[MATERIAL]
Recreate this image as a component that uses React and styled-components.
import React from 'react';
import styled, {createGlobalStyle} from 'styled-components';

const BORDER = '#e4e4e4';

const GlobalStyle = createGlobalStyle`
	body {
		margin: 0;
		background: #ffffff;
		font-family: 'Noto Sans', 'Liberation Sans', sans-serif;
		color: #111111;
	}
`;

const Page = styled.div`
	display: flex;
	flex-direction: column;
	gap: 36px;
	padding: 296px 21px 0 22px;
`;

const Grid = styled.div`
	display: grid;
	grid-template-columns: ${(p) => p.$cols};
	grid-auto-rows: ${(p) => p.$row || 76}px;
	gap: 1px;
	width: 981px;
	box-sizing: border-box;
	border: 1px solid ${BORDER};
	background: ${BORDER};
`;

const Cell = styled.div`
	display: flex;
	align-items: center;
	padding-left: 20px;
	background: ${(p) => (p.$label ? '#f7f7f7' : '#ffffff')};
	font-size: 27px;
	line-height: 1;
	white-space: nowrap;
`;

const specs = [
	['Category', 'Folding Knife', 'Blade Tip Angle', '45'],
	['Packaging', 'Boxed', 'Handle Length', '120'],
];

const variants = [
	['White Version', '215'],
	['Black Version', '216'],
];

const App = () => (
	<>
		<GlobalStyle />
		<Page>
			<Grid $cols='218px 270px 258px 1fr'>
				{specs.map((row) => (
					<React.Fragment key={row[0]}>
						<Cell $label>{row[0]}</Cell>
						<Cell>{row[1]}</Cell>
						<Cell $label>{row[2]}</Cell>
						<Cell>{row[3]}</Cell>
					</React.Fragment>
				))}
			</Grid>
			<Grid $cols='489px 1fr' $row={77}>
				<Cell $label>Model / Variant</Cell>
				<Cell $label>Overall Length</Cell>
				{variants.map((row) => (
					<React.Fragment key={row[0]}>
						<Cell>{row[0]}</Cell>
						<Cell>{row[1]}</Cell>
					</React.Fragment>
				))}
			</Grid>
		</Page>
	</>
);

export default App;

[AIM OF THE TASK] Copy the material above verbatim.

[CORRECT OUTPUT]
Recreate this image as a component that uses React and styled-components.
import React from 'react';
import styled, {createGlobalStyle} from 'styled-components';

const BORDER = '#e4e4e4';

const GlobalStyle = createGlobalStyle`
	body {
		margin: 0;
		background: #ffffff;
		font-family: 'Noto Sans', 'Liberation Sans', sans-serif;
		color: #111111;
	}
`;

const Page = styled.div`
	display: flex;
	flex-direction: column;
	gap: 36px;
	padding: 296px 21px 0 22px;
`;

const Grid = styled.div`
	display: grid;
	grid-template-columns: ${(p) => p.$cols};
	grid-auto-rows: ${(p) => p.$row || 76}px;
	gap: 1px;
	width: 981px;
	box-sizing: border-box;
	border: 1px solid ${BORDER};
	background: ${BORDER};
`;

const Cell = styled.div`
	display: flex;
	align-items: center;
	padding-left: 20px;
	background: ${(p) => (p.$label ? '#f7f7f7' : '#ffffff')};
	font-size: 27px;
	line-height: 1;
	white-space: nowrap;
`;

const specs = [
	['Category', 'Folding Knife', 'Blade Tip Angle', '45'],
	['Packaging', 'Boxed', 'Handle Length', '120'],
];

const variants = [
	['White Version', '215'],
	['Black Version', '216'],
];

const App = () => (
	<>
		<GlobalStyle />
		<Page>
			<Grid $cols='218px 270px 258px 1fr'>
				{specs.map((row) => (
					<React.Fragment key={row[0]}>
						<Cell $label>{row[0]}</Cell>
						<Cell>{row[1]}</Cell>
						<Cell $label>{row[2]}</Cell>
						<Cell>{row[3]}</Cell>
					</React.Fragment>
				))}
			</Grid>
			<Grid $cols='489px 1fr' $row={77}>
				<Cell $label>Model / Variant</Cell>
				<Cell $label>Overall Length</Cell>
				{variants.map((row) => (
					<React.Fragment key={row[0]}>
						<Cell>{row[0]}</Cell>
						<Cell>{row[1]}</Cell>
					</React.Fragment>
				))}
			</Grid>
		</Page>
	</>
);

export default App;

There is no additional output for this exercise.